##### EXCERPTED RECORDS
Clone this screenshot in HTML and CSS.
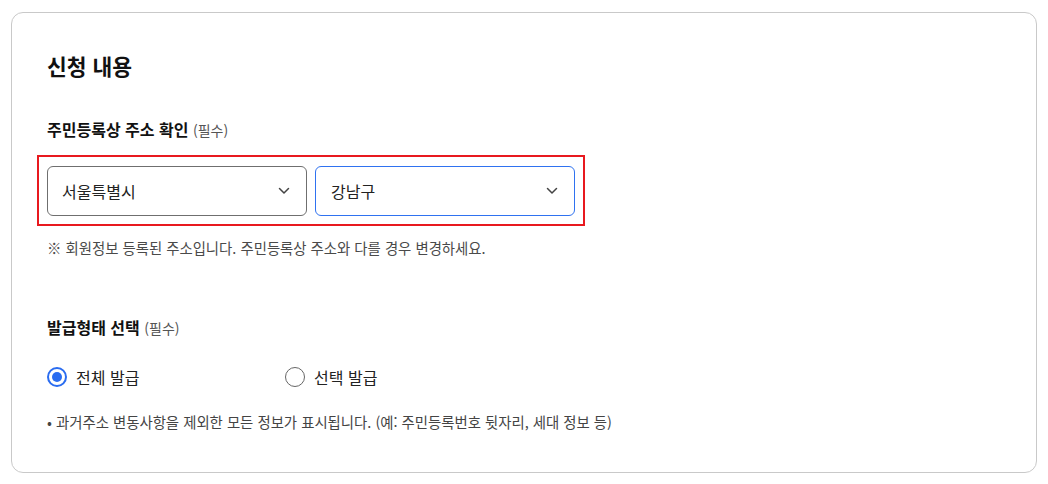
##########
##### EXCERPTED RECORDS
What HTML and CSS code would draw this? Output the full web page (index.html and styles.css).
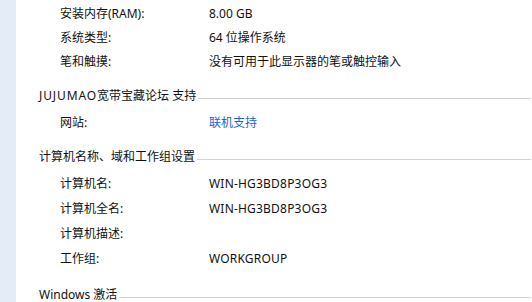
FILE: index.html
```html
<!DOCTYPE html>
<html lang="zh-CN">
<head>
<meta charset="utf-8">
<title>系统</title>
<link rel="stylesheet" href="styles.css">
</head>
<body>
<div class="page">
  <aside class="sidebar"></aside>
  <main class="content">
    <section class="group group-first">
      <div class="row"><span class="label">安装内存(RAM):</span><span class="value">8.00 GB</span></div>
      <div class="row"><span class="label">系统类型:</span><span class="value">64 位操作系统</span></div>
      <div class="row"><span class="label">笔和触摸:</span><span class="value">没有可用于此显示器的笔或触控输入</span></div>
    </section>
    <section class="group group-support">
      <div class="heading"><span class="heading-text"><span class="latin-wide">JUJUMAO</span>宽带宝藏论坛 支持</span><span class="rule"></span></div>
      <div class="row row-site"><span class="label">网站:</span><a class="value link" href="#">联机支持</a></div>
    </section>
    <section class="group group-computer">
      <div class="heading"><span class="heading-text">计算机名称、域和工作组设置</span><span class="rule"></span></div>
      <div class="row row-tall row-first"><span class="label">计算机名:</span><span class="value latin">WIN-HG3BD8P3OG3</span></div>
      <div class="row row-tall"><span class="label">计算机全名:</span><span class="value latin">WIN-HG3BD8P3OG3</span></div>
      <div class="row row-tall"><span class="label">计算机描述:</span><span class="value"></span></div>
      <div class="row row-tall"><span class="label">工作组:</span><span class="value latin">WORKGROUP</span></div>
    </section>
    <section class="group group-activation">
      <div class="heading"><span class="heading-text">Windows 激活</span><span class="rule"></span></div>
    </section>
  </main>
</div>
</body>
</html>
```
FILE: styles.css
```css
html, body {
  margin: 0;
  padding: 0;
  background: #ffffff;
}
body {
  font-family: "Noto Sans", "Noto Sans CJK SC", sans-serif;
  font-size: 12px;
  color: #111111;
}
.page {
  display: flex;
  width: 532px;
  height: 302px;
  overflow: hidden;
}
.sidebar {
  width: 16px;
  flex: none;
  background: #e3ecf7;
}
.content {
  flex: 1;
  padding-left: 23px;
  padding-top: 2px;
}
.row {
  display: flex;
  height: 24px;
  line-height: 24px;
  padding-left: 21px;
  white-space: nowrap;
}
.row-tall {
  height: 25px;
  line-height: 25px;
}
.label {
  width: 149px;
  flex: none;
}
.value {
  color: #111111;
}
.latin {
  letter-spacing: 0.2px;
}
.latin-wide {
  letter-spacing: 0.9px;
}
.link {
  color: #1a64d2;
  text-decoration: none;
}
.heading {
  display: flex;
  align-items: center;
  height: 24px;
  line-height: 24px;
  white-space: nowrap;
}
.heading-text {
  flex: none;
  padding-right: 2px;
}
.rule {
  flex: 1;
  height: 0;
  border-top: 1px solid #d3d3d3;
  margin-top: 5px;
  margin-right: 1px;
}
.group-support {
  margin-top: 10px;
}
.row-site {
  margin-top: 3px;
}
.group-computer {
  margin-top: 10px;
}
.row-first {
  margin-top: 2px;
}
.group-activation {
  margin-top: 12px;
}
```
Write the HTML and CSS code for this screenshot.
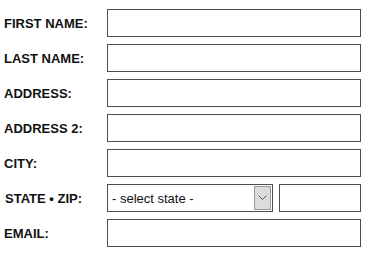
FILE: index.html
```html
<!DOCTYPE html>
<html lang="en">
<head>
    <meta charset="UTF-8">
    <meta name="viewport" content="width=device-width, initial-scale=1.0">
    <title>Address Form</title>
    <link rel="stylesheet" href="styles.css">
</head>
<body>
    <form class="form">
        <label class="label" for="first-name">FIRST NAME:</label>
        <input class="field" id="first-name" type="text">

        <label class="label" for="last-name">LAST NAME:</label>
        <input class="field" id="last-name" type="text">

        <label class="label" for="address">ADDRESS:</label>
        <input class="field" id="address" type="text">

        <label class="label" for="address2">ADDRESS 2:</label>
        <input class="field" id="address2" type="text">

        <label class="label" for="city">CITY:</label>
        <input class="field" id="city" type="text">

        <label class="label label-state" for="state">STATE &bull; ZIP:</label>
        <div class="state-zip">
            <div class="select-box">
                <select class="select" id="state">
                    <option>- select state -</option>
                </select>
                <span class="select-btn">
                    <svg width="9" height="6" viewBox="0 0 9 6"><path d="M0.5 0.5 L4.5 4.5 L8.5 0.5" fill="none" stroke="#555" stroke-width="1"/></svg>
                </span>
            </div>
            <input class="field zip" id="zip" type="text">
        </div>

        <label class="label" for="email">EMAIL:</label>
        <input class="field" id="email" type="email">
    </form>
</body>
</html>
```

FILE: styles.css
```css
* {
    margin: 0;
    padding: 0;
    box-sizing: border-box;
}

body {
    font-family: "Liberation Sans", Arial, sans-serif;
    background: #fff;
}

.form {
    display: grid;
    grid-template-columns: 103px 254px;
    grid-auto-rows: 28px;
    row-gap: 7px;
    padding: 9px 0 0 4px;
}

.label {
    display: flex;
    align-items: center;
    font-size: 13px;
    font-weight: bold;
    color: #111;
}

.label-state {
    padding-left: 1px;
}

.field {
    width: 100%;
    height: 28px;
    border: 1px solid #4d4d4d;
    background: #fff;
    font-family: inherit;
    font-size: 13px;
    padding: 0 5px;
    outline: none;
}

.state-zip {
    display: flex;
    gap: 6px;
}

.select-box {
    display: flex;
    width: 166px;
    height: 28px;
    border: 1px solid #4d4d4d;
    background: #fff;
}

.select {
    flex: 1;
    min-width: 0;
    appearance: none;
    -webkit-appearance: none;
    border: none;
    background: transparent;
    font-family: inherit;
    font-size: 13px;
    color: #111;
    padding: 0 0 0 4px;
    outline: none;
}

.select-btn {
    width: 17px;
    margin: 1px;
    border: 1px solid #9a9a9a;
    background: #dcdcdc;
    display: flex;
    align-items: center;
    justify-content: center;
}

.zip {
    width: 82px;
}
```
##########
##### EXCERPTED RECORDS
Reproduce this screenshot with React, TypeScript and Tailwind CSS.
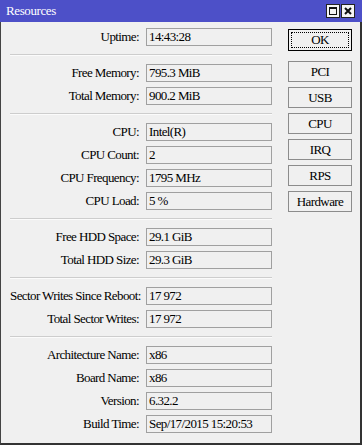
##########
* SET EXERCISE *
Read the entries and select each line where the word "code" is found.

* RESPONSE *
What HTML and CSS code would draw this? Output the full web page (index.html and styles.css).
Write the HTML and CSS code for this screenshot.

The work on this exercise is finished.